Trap 3: Thinking a dip is always harmless. Dip sounds mild, but repeated dips can still add up. Look at the time frame.
Trap 4: Missing "early" and "late." "Shares fell early but recovered late" tells a different story from "shares fell."
Trap 5: Confusing company results with stock reaction. A company can report higher profit and still see shares fall if expectations were higher. The verb describes the market reaction, not the moral value of the report.
Better Headline Reading
Headline:
"Fictional Retailer Shares Plunge After Profit Warning"
Ask:
- How much did shares fall?
- What exactly was the warning?
- Was the move during one day, one week, or a longer period?
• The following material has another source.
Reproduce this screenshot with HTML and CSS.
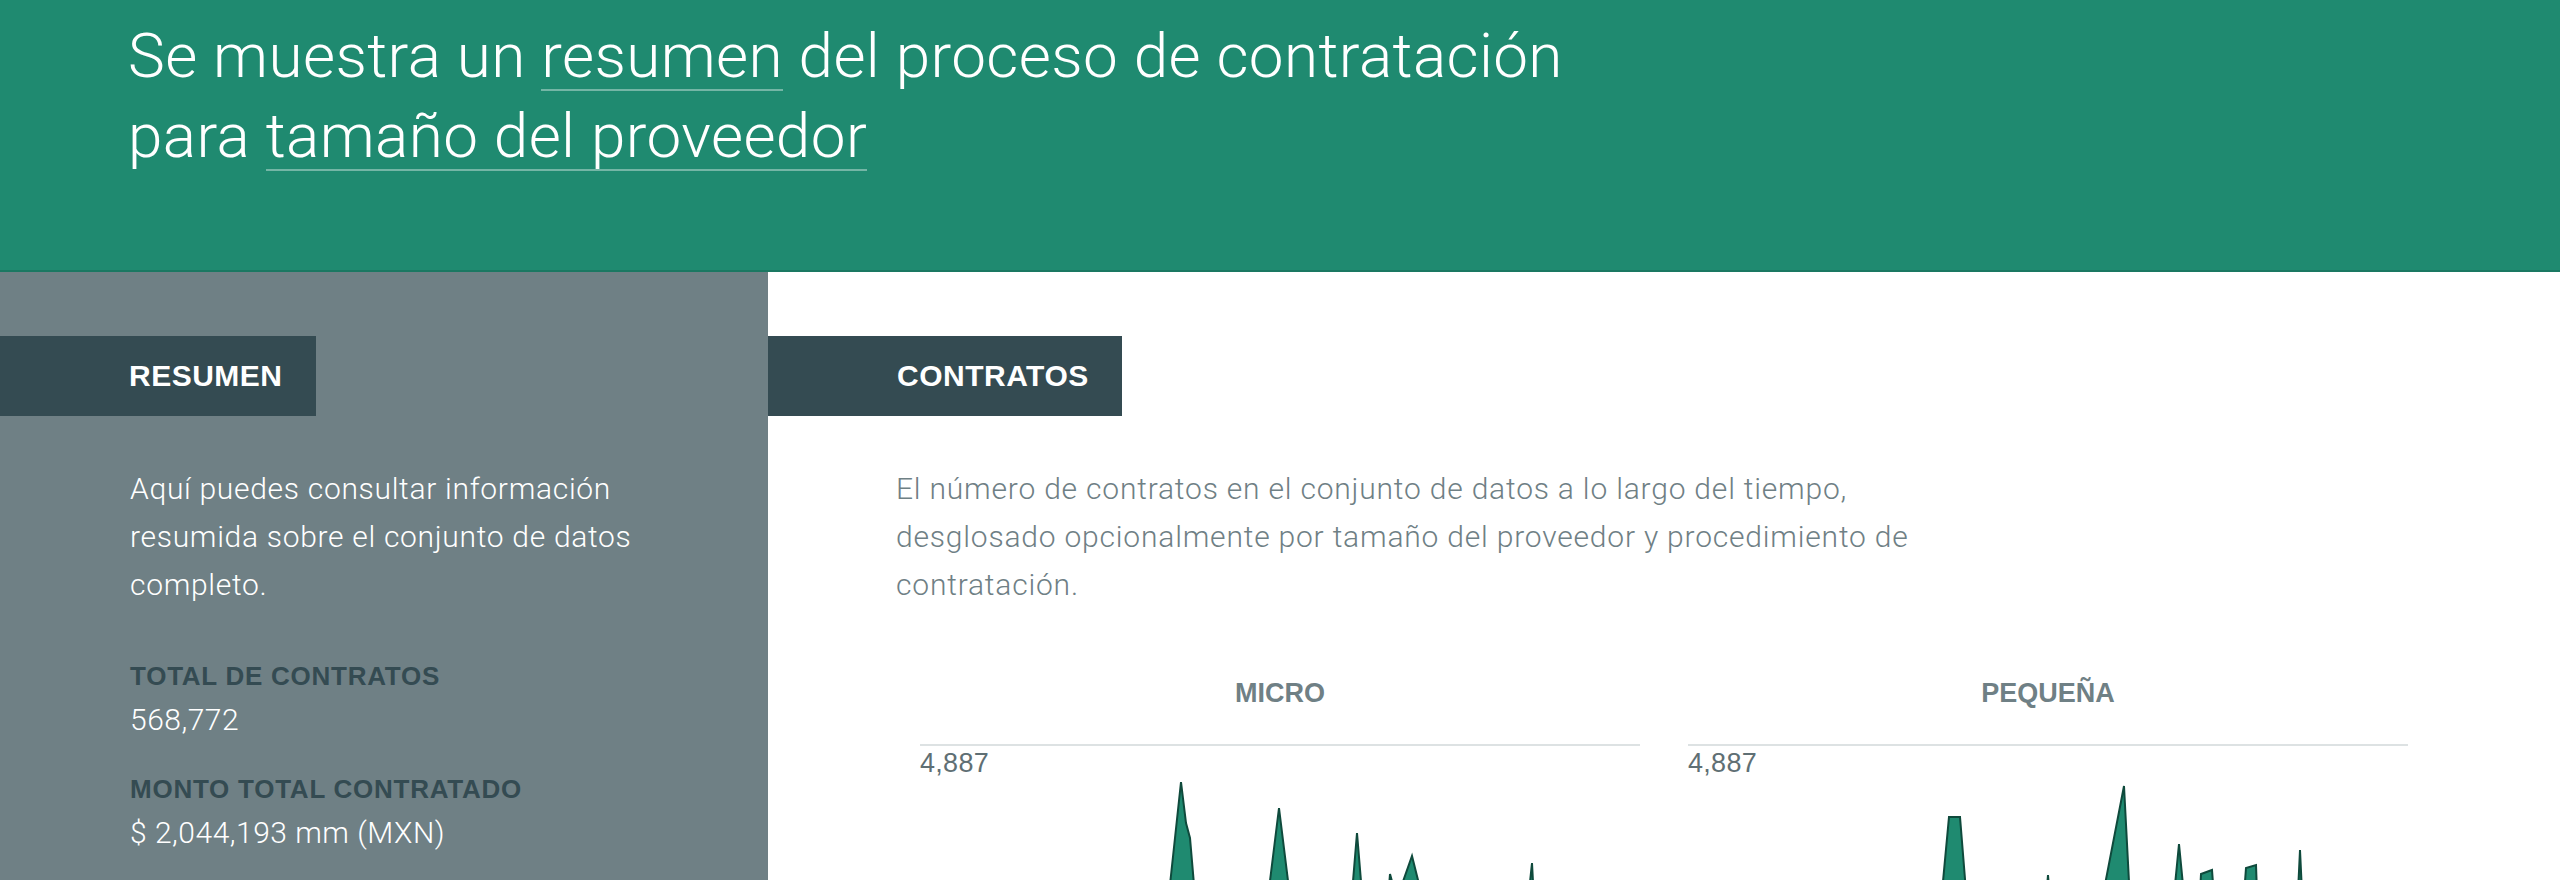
FILE: index.html
```html
<!DOCTYPE html>
<html lang="es">
<head>
<meta charset="utf-8">
<title>Resumen del proceso de contratación</title>
<link rel="stylesheet" href="styles.css">
</head>
<body>
<header class="hero">
  <h1 class="hero-title">Se muestra un <span class="hl">resumen</span> del proceso de contratación<br>para <span class="hl">tamaño del proveedor</span></h1>
</header>
<div class="layout">
  <aside class="summary">
    <h2 class="tab">RESUMEN</h2>
    <p class="intro">Aquí puedes consultar información resumida sobre el conjunto de datos completo.</p>
    <dl class="stats">
      <dt>TOTAL DE CONTRATOS</dt>
      <dd>568,772</dd>
      <dt>MONTO TOTAL CONTRATADO</dt>
      <dd>$ 2,044,193 mm (MXN)</dd>
    </dl>
  </aside>
  <main class="content">
    <h2 class="tab">CONTRATOS</h2>
    <p class="desc">El número de contratos en el conjunto de datos a lo largo del tiempo, desglosado opcionalmente por tamaño del proveedor y procedimiento de contratación.</p>
    <div class="charts">
      <section class="chart">
        <h3 class="chart-title">MICRO</h3>
        <div class="chart-body">
          <div class="chart-max">4,887</div>
          <svg class="chart-svg" viewBox="0 0 720 200" preserveAspectRatio="none">
            <path class="area" d="M0,200 L240,200 L261,4 L266,45 L270,60 L282,200 L338,200 L359,30 L380,200 L425,200 L437,55 L449,200 L462,200 L470,96 L476,118 L480,112 L492,78 L504,126 L512,200 L600,200 L612,85 L618,200 L720,200 Z"/>
          </svg>
        </div>
      </section>
      <section class="chart">
        <h3 class="chart-title">PEQUEÑA</h3>
        <div class="chart-body">
          <div class="chart-max">4,887</div>
          <svg class="chart-svg" viewBox="0 0 720 200" preserveAspectRatio="none">
            <path class="area" d="M0,200 L246,200 L261,39 L272,39 L285,200 L352,200 L360,97 L368,200 L399,200 L436,8 L446,200 L478,200 L491,66 L504,200 L508,200 L513,96 L524,92 L532,200 L550,200 L558,90 L568,87 L572,200 L606,200 L612,72 L618,200 L720,200 Z"/>
          </svg>
        </div>
      </section>
    </div>
  </main>
</div>
</body>
</html>
```
FILE: styles.css
```css
html, body {
  margin: 0;
  padding: 0;
  height: 880px;
  overflow: hidden;
  background: #ffffff;
  font-family: Roboto, "Liberation Sans", sans-serif;
}

.hero {
  box-sizing: border-box;
  height: 272px;
  background: #1f8a70;
  border-bottom: 2px solid #1a7862;
  padding: 16px 128px 0 128px;
}

.hero-title {
  margin: 0;
  font-family: Roboto, "Liberation Sans", sans-serif;
  font-weight: 300;
  font-size: 62px;
  line-height: 80px;
  color: #ffffff;
  letter-spacing: 0.4px;
}

.hl {
  display: inline-block;
  line-height: 1;
  padding-bottom: 2px;
  border-bottom: 2px solid rgba(255, 255, 255, 0.38);
}

.layout {
  display: flex;
  height: 608px;
}

.summary {
  box-sizing: border-box;
  width: 768px;
  flex: none;
  background: #6f8085;
  padding-top: 64px;
}

.content {
  flex: 1;
  padding-top: 64px;
}

.tab {
  display: inline-block;
  margin: 0;
  background: #344b52;
  color: #ffffff;
  font-family: "Liberation Sans", Arial, sans-serif;
  font-weight: 700;
  font-size: 30px;
  letter-spacing: 0.5px;
  line-height: 80px;
  height: 80px;
  padding: 0 33px 0 129px;
}

.intro,
.desc {
  margin: 49px 0 0 0;
  font-family: Roboto, "Liberation Sans", sans-serif;
  font-weight: 300;
  font-size: 30px;
  line-height: 48px;
  letter-spacing: 0.7px;
}

.intro {
  color: #ffffff;
  padding: 0 128px 0 130px;
}

.desc {
  color: #6f8085;
  padding-left: 128px;
  max-width: 1040px;
  letter-spacing: 0.8px;
}

.stats {
  margin: 52px 0 0 0;
  padding: 0 128px 0 130px;
}

.stats dt {
  font-family: "Liberation Sans", Arial, sans-serif;
  font-weight: 700;
  font-size: 26px;
  letter-spacing: 0.75px;
  line-height: 30px;
  color: #344b52;
  margin-top: 34px;
}

.stats dt:first-child {
  margin-top: 0;
}

.stats dd {
  margin: 9px 0 0 0;
  font-family: Roboto, "Liberation Sans", sans-serif;
  font-weight: 300;
  font-size: 30px;
  line-height: 40px;
  letter-spacing: 0.5px;
  color: #ffffff;
}

.charts {
  display: grid;
  grid-template-columns: 1fr 1fr;
  padding: 0 128px;
  margin-top: 69px;
}

.chart {
  padding: 0 24px;
}

.chart-title {
  margin: 0;
  text-align: center;
  font-family: "Liberation Sans", Arial, sans-serif;
  font-weight: 700;
  font-size: 27px;
  line-height: 30px;
  color: #6f8085;
}

.chart-body {
  margin-top: 36px;
  border-top: 2px solid #dde2e3;
}

.chart-max {
  margin-top: 2px;
  font-family: "Liberation Sans", Arial, sans-serif;
  font-size: 27px;
  line-height: 30px;
  letter-spacing: 0.3px;
  color: #5f6f74;
}

.chart-svg {
  display: block;
  width: 100%;
  height: 200px;
}

.area {
  fill: #1f8a70;
  stroke: #0f4a3c;
  stroke-width: 2;
  stroke-linejoin: miter;
}
```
- Did shares recover later?
- Is the article talking about the company, the stock, or the whole sector?
Headline:
"Software Stocks Rally on Rate Hopes"
Ask:
- Which stocks?
- How broad was the rally?
- What does "hopes" mean here?
- Is the article reporting facts, expectations, or investor sentiment?
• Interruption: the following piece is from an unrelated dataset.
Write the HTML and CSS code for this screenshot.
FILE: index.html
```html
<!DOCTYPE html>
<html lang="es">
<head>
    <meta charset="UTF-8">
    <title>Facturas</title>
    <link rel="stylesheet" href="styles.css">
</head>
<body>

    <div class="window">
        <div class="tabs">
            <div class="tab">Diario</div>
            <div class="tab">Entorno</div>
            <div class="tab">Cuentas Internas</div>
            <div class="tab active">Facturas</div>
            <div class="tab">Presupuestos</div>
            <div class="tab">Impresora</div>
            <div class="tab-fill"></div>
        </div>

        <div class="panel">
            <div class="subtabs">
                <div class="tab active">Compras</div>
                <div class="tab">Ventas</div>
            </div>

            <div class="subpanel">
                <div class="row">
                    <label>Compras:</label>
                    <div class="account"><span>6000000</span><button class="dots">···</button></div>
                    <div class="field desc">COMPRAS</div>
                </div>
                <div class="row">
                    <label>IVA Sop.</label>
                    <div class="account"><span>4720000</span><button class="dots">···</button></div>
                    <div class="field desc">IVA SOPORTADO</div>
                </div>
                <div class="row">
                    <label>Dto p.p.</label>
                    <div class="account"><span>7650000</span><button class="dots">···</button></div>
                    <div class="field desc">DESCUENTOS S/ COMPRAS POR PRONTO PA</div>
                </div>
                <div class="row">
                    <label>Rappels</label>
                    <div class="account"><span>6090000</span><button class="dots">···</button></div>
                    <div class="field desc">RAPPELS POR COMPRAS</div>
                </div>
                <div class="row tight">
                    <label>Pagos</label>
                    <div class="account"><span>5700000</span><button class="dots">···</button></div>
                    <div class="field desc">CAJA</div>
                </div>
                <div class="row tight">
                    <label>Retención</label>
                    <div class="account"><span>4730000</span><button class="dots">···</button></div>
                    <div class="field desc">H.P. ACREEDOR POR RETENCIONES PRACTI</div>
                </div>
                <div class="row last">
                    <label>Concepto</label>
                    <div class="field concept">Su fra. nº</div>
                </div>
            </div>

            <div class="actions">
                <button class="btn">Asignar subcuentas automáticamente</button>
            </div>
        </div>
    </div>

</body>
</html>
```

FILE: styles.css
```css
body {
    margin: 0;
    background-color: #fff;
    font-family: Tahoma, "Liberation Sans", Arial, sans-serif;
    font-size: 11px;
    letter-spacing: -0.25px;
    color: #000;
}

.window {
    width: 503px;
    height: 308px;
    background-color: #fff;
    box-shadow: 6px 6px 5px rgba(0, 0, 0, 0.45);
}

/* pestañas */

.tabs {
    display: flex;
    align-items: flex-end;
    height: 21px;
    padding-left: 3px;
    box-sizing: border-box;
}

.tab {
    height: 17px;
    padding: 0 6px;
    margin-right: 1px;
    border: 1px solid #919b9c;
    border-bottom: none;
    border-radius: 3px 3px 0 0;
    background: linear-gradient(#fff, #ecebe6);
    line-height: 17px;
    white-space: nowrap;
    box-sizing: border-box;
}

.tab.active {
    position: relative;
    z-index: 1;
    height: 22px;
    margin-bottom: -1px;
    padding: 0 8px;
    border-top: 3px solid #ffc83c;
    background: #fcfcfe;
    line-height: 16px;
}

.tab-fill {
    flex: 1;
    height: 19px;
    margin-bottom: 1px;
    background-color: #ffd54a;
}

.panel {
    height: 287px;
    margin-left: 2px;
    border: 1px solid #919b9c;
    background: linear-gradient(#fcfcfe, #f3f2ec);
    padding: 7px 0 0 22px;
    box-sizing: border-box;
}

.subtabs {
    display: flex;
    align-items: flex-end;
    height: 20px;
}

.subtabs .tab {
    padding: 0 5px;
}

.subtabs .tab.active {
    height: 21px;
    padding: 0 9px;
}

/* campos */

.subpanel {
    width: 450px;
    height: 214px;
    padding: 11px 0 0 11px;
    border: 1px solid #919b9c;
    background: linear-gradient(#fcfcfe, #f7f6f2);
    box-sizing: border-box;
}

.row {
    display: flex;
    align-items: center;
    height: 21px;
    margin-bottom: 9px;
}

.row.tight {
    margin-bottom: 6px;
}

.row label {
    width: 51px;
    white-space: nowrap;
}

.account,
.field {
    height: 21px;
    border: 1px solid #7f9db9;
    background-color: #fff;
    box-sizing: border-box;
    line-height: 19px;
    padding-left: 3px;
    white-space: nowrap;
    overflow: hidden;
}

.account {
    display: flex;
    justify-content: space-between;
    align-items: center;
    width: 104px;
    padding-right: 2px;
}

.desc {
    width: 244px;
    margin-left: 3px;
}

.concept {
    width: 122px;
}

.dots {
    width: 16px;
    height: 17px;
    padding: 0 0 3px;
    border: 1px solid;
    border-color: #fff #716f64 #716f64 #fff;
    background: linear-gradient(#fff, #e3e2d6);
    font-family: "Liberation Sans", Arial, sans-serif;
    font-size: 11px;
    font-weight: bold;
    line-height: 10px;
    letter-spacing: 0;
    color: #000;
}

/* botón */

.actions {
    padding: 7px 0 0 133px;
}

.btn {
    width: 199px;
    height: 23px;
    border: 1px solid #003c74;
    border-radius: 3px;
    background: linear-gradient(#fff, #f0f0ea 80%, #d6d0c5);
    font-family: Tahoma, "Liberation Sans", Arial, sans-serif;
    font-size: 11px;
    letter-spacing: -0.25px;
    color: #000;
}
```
The verb gives you movement. The rest of the article gives you context.
Mini Verb Guide
| Direction | Mild | Medium | Dramatic |
|---|---|---|---|
| Up | edge higher, inch up | rise, climb, gain | surge, jump, soar |
| Down | edge lower, dip, slip | fall, decline, slide | slump, tumble, plunge |
| Back up | recover | rebound | snap back |
| No clear direction | hold steady | trade flat | hover |
Trade flat means the price or market did not move much. Hover means stay near a level: "The stock hovered around 50." Again, fictional numbers are fine for practice; real decisions require real context.
Summary
Market verbs carry direction, size, and tone. Rise and fall are neutral. Rally and rebound describe upward moves, often after weakness. Dip, slip, slide, and slump describe declines with different levels of drama. Edge higher and edge lower suggest small moves. Plunge and soar are dramatic, so always check the number behind the verb. The best reading habit is simple: read the verb, check the percentage, check the time frame, and then decide how much drama the sentence really deserves.